‘Not Allowed Off The Hook’: Purdue Creditors Ask Court To Sue Sackler Family Members

July 9, 2024   |   Tags:
'Not Allowed Off The Hook': Purdue Creditors Ask Court To Sue Sackler Family Members

Nearly two weeks after the US Supreme Court tossed out a $6 billion bankruptcy settlement agreed upon by the Sackler family to address claims that the OxyContin manufacturer fueled America's opioid crisis, the court-appointed committee of Purdue creditors on Monday asked a US bankruptcy court if they could sue individual Sackler family members. The creditors allege that the Sacklers illegally transferred billions of dollars to offshore private trusts before Purdue's 2019 bankruptcy filing.

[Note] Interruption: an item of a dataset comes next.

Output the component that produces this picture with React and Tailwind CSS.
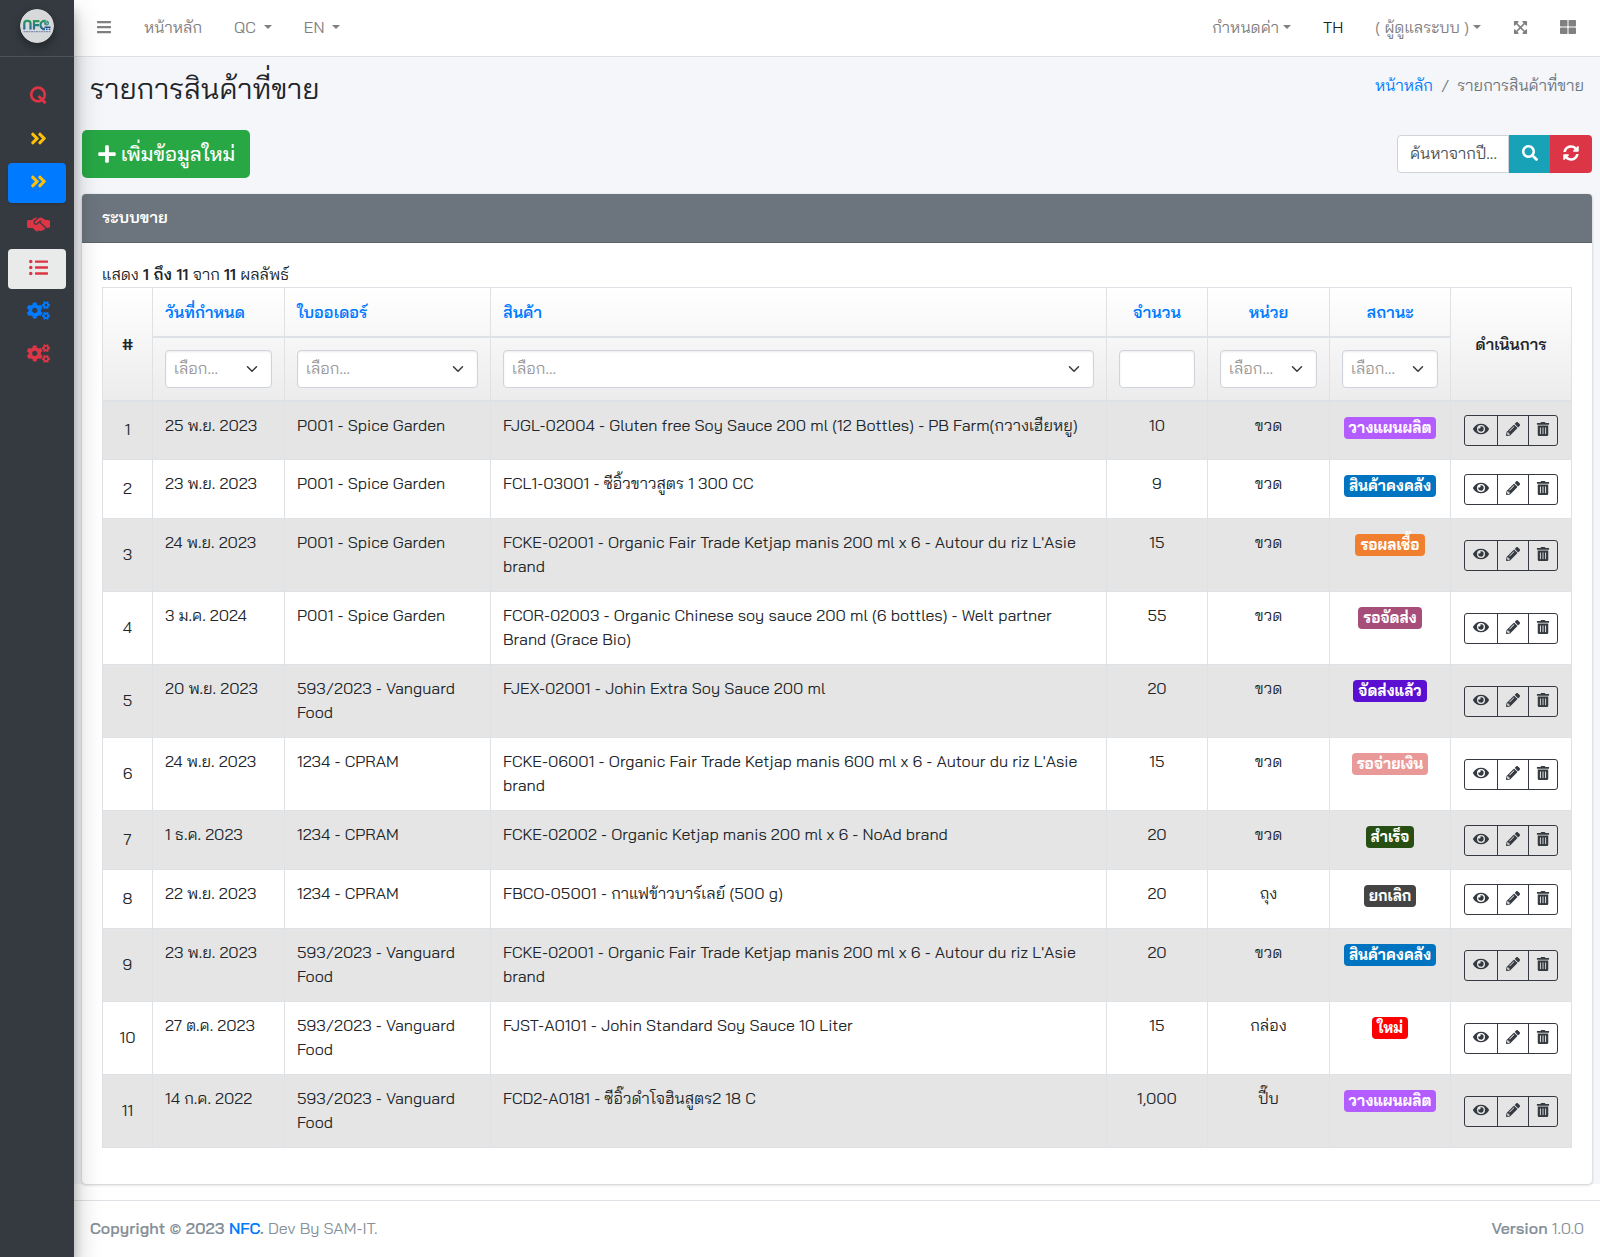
import React from "react";
import {
  FaBars, FaAngleDoubleRight, FaListUl, FaCogs, FaPlus, FaSearch, FaSyncAlt,
  FaExpandArrowsAlt, FaThLarge, FaEye, FaPencilAlt, FaTrashAlt,
} from "react-icons/fa";
import { FaHandshakeSimple } from "react-icons/fa6";

const rows = [
  ["25 พ.ย. 2023", "P001 - Spice Garden", "FJGL-02004 - Gluten free Soy Sauce 200 ml (12 Bottles) - PB Farm(กวางเฮียหยู)", "10", "ขวด", "วางแผนผลิต", "bg-[#b35cff]"],
  ["23 พ.ย. 2023", "P001 - Spice Garden", "FCL1-03001 - ซีอิ้วขาวสูตร 1 300 CC", "9", "ขวด", "สินค้าคงคลัง", "bg-[#0074c1]"],
  ["24 พ.ย. 2023", "P001 - Spice Garden", "FCKE-02001 - Organic Fair Trade Ketjap manis 200 ml x 6 - Autour du riz L'Asie brand", "15", "ขวด", "รอผลเชื้อ", "bg-[#f08030]"],
  ["3 ม.ค. 2024", "P001 - Spice Garden", "FCOR-02003 - Organic Chinese soy sauce 200 ml (6 bottles) - Welt partner Brand (Grace Bio)", "55", "ขวด", "รอจัดส่ง", "bg-[#a64d79]"],
  ["20 พ.ย. 2023", "593/2023 - Vanguard Food", "FJEX-02001 - Johin Extra Soy Sauce 200 ml", "20", "ขวด", "จัดส่งแล้ว", "bg-[#5b0fd0]"],
  ["24 พ.ย. 2023", "1234 - CPRAM", "FCKE-06001 - Organic Fair Trade Ketjap manis 600 ml x 6 - Autour du riz L'Asie brand", "15", "ขวด", "รอจ่ายเงิน", "bg-[#ea9999]"],
  ["1 ธ.ค. 2023", "1234 - CPRAM", "FCKE-02002 - Organic Ketjap manis 200 ml x 6 - NoAd brand", "20", "ขวด", "สำเร็จ", "bg-[#274e13]"],
  ["22 พ.ย. 2023", "1234 - CPRAM", "FBCO-05001 - กาแฟข้าวบาร์เลย์ (500 g)", "20", "ถุง", "ยกเลิก", "bg-[#444444]"],
  ["23 พ.ย. 2023", "593/2023 - Vanguard Food", "FCKE-02001 - Organic Fair Trade Ketjap manis 200 ml x 6 - Autour du riz L'Asie brand", "20", "ขวด", "สินค้าคงคลัง", "bg-[#0074c1]"],
  ["27 ต.ค. 2023", "593/2023 - Vanguard Food", "FJST-A0101 - Johin Standard Soy Sauce 10 Liter", "15", "กล่อง", "ใหม่", "bg-[#ff0000]"],
  ["14 ก.ค. 2022", "593/2023 - Vanguard Food", "FCD2-A0181 - ซีอิ๊วดำโจฮินสูตร2 18 C", "1,000", "ปี๊บ", "วางแผนผลิต", "bg-[#b35cff]"],
];

const columns = ["วันที่กำหนด", "ใบออเดอร์", "สินค้า", "จำนวน", "หน่วย", "สถานะ"];

const menu = [
  { label: "QC", tone: "text-[#dc3545]", icon: <QMark /> },
  { label: "ขั้นตอน 1", tone: "text-[#ffc107]", icon: <FaAngleDoubleRight size={19} /> },
  { label: "ขั้นตอน 2", tone: "bg-[#007bff] text-[#ffc107] shadow", icon: <FaAngleDoubleRight size={19} /> },
  { label: "ลูกค้า", tone: "text-[#dc3545]", icon: <FaHandshakeSimple size={23} /> },
  { label: "รายการ", tone: "bg-[#e9ebea] text-[#dc3545]", icon: <FaListUl size={19} /> },
  { label: "ตั้งค่า", tone: "text-[#007bff]", icon: <FaCogs size={23} /> },
  { label: "ระบบ", tone: "text-[#dc3545]", icon: <FaCogs size={23} /> },
];

function QMark() {
  return (
    <svg width="18" height="18" viewBox="0 0 18 18" fill="none" stroke="currentColor" aria-hidden="true">
      <circle cx="9" cy="8.5" r="6.800" strokeWidth="2.700" />
      <path d="M9.500 10 16.600 17.200" strokeWidth="2.800" />
    </svg>
  );
}

function Caret() {
  return <span aria-hidden="true" className="inline-block border-x-4 border-t-4 border-x-transparent border-t-current" />;
}

function Logo() {
  return (
    <svg width="34" height="34" viewBox="0 0 34 34" className="rounded-full shadow-[0_4px_8px_rgba(0,0,0,0.35)]" role="img" aria-label="NFC">
      <defs>
        <linearGradient id="nfc" gradientUnits="userSpaceOnUse" x1="0" y1="11" x2="0" y2="21">
          <stop offset="0" stopColor="#2c9c5a" />
          <stop offset="1" stopColor="#24609c" />
        </linearGradient>
      </defs>
      <circle cx="17" cy="17" r="17" fill="#d6d8da" />
      <g fill="none" stroke="url(#nfc)" strokeWidth="2.200">
        <path d="M4.300 20.500V14.500q0-2.600 2.400-2.600h1.400q2.400 0 2.400 2.600v6" />
        <path d="M14 20.500v-8.400h5.500M14 16.100h5" />
        <path d="M25 20.200a4.200 4.200 0 1 1 .5-8.300" />
      </g>
      <circle cx="26.500" cy="14" r="2.500" fill="#3f8f86" />
      <path d="M25.500 13.500l1.500-1M26.500 15l1.500-.8" stroke="#d6d8da" strokeWidth=".7" />
      <path d="M24.500 18.200h6M26 20.200h1.500M28.800 20.200h1.500" stroke="#1f4f94" strokeWidth="1.400" />
      <path d="M3.500 22.700h27" stroke="#6d86ad" strokeWidth="1" strokeDasharray="2 .5" />
    </svg>
  );
}

function Picker({ label }) {
  return (
    <div className="relative">
      <select aria-label={label} defaultValue="" className="block h-[38px] w-full appearance-none rounded border border-[#ced4da] bg-white pb-0.5 pl-2 pr-6 font-normal text-[#999999] shadow-[inset_0_1px_2px_rgba(0,0,0,0.075)]">
        <option value="">เลือก...</option>
      </select>
      <svg className="pointer-events-none absolute right-3.5 top-[13px]" width="12" height="12" viewBox="0 0 16 16" fill="none" stroke="#343a40" strokeWidth="2" strokeLinecap="round" strokeLinejoin="round" aria-hidden="true">
        <path d="m2 5 6 6 6-6" />
      </svg>
    </div>
  );
}

const action = "flex h-[31px] items-center justify-center border border-[#343a40] pb-0.5";
const cell = "border border-[#dee2e6] px-3 pt-[11px] pb-[13px] align-top";

export default function App() {
  return (
    <div className="flex min-h-screen bg-white font-['Bai_Jamjuree','Chakra_Petch','Noto_Sans',sans-serif] text-base leading-6 text-[#212529]">
      <aside className="relative z-10 w-[74px] shrink-0 bg-[#343a40] shadow-[0_14px_28px_rgba(0,0,0,0.25),0_10px_10px_rgba(0,0,0,0.22)]">
        <a href="#home" className="flex h-[57px] items-center justify-center border-b border-[#4b545c] pb-1">
          <Logo />
        </a>
        <nav className="flex flex-col gap-[3px] px-2 pt-5">
          {menu.map((m) => (
            <a key={m.label} href="#menu" aria-label={m.label} className={"flex h-10 items-center justify-center rounded pb-1 pl-0.5 " + m.tone}>
              {m.icon}
            </a>
          ))}
        </nav>
      </aside>

      <div className="flex min-w-0 flex-1 flex-col">
        <header className="flex h-[57px] items-center justify-between border-b border-[#dee2e6] pb-0.5 pl-[22px] pr-6 text-[#808080]">
          <nav className="flex items-center gap-8">
            <button aria-label="เมนู"><FaBars size={16} /></button>
            <a href="#home">หน้าหลัก</a>
            <button className="flex items-center gap-2">QC <Caret /></button>
            <button className="flex items-center gap-2">EN <Caret /></button>
          </nav>
          <nav className="flex items-center gap-8">
            <button className="flex items-center gap-1">กำหนดค่า <Caret /></button>
            <a href="#th" className="text-black/90">TH</a>
            <button className="flex items-center gap-1">( ผู้ดูแลระบบ ) <Caret /></button>
            <button aria-label="เต็มจอ"><FaExpandArrowsAlt size={15} /></button>
            <button aria-label="แผงควบคุม"><FaThLarge size={16} /></button>
          </nav>
        </header>

        <main className="bg-[#f4f6f9] px-2">
          <div className="flex justify-between px-2 pt-3.5">
            <h1 className="text-[29px] leading-[34px]">รายการสินค้าที่ขาย</h1>
            <nav className="flex gap-2 pt-0.5 text-[#6c757d]">
              <a href="#home" className="text-[#007bff]">หน้าหลัก</a>
              <span>/</span>
              <span>รายการสินค้าที่ขาย</span>
            </nav>
          </div>

          <div className="mt-[25px] flex items-center justify-between">
            <button className="flex h-12 items-center gap-1 rounded-[5px] bg-[#28a745] px-[15px] text-xl font-medium text-white">
              <FaPlus size={20} />
              เพิ่มข้อมูลใหม่
            </button>
            <form className="flex h-[38px]">
              <input aria-label="ค้นหาจากปี" placeholder="ค้นหาจากปี..." className="w-28 rounded-l border border-[#ced4da] bg-white pb-0.5 pl-3 placeholder:text-[#495057]" />
              <button type="button" aria-label="ค้นหา" className="flex w-[41px] items-center justify-center bg-[#17a2b8] pb-0.5 text-white"><FaSearch size={16} /></button>
              <button type="button" aria-label="รีเฟรช" className="flex w-[42px] items-center justify-center rounded-r bg-[#dc3545] pb-0.5 text-white"><FaSyncAlt size={16} /></button>
            </form>
          </div>

          <section className="mt-4 rounded bg-white shadow-[0_0_1px_rgba(0,0,0,0.125),0_1px_3px_rgba(0,0,0,0.2)]">
            <h2 className="h-[49px] rounded-t border-b border-[#5c646b] bg-[#6c757d] px-5 pt-[11px] font-semibold text-white">ระบบขาย</h2>
            <div className="px-5 pb-9 pt-[19px]">
              <p className="mb-px">แสดง <b className="font-semibold">1 ถึง 11</b> จาก <b className="font-semibold">11</b> ผลลัพธ์</p>
              <table className="w-full table-fixed border-collapse">
                <colgroup>
                  <col className="w-[50px]" />
                  <col className="w-[132px]" />
                  <col className="w-[206px]" />
                  <col />
                  <col className="w-[101px]" />
                  <col className="w-[122px]" />
                  <col className="w-[121px]" />
                  <col className="w-[121px]" />
                </colgroup>
                <thead className="bg-linear-to-b from-white to-[#ececec]">
                  <tr className="h-[49px]">
                    <th rowSpan={2} className="border border-b-2 border-[#dee2e6] font-semibold">#</th>
                    {columns.map((c, i) => (
                      <th key={c} className={"border border-b-2 border-[#dee2e6] px-3 font-semibold " + (i < 3 ? "text-left" : "text-center")}>
                        <a href="#sort" className="text-[#007bff]">{c}</a>
                      </th>
                    ))}
                    <th rowSpan={2} className="border border-b-2 border-[#dee2e6] font-semibold">ดำเนินการ</th>
                  </tr>
                  <tr className="h-16">
                    {columns.map((c) => (
                      <td key={c} className="border border-b-2 border-[#dee2e6] px-3 py-0">
                        {c === "จำนวน" ? (
                          <input aria-label={c} className="block h-[38px] w-full rounded border border-[#ced4da] bg-white px-2 shadow-[inset_0_1px_2px_rgba(0,0,0,0.075)]" />
                        ) : (
                          <Picker label={c} />
                        )}
                      </td>
                    ))}
                  </tr>
                </thead>
                <tbody>
                  {rows.map(([date, order, product, qty, unit, status, tone], i) => (
                    <tr key={i} className="h-[59px] odd:bg-[#e5e5e5]">
                      <td className="border border-[#dee2e6] pb-0.5 text-center align-middle">{i + 1}</td>
                      <td className={cell}>{date}</td>
                      <td className={cell}>{order}</td>
                      <td className={cell}>{product}</td>
                      <td className={cell + " text-center"}>{qty}</td>
                      <td className={cell + " text-center"}>{unit}</td>
                      <td className="border border-[#dee2e6] pt-[15px] text-center align-top">
                        <span className={"mx-auto block h-[22px] w-fit whitespace-nowrap rounded px-[5px] text-[15px] leading-[21px] font-bold text-white " + tone}>{status}</span>
                      </td>
                      <td className="border border-[#dee2e6] pl-3 align-middle text-[#343a40]">
                        <div className="flex pl-px">
                          <button aria-label="ดู" className={action + " w-[34px] rounded-l-[3px]"}><FaEye size={16} /></button>
                          <button aria-label="แก้ไข" className={action + " -ml-px w-8"}><FaPencilAlt size={14} /></button>
                          <button aria-label="ลบ" className={action + " -ml-px w-[30px] rounded-r-[3px]"}><FaTrashAlt size={14} /></button>
                        </div>
                      </td>
                    </tr>
                  ))}
                </tbody>
              </table>
            </div>
          </section>
        </main>

        <footer className="mt-4 flex flex-1 items-start justify-between border-t border-[#dee2e6] px-4 pt-[15px] text-[#869099]">
          <p><b className="font-semibold">Copyright © 2023 <a href="#nfc" className="text-[#007bff]">NFC</a>.</b> Dev By SAM-IT.</p>
          <p><b className="font-semibold">Version</b> 1.0.0</p>
        </footer>
      </div>
    </div>
  );
}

A court filing from Purdue's creditors, which include individuals harmed by the opioid epidemic as well as insurers and companies with opioid claims, requested the urgent need to sue Sackler family members and ensure they are not "allowed 'off the hook' for their grotesque misconduct in creating and fueling the opioid crisis," according to Reuters

If a new round of mediation between the estate, which represents the Purdue company and not the Sackler family, fails, creditors could begin the process of suing the family to recover more than $11.5 billion. Creditors allege the family shifted Purdue profits into offshore trusts ahead of the company's 2019 bankruptcy.

In late June, the Supreme Court ruled that the $6 billion settlement deal would be terminated because it would have improperly shielded members of the Sackler family from future lawsuits. 

Source: Bloomberg

Sackler family lawyers said the creditor's court filing was "riddled with factual errors" and "ignores that about half the money was paid in taxes and is contrary to the goal of working together towards a resolution that provides billions of dollars for communities and people in need."

"The company has asked US Bankruptcy Judge Sean H. Lane to appoint a pair of mediators to oversee talks involving the creditors committee, victim groups, the Sacklers and other parties. The goal is to come to a new deal that would comply with the US Supreme Court ruling," Bloomberg noted.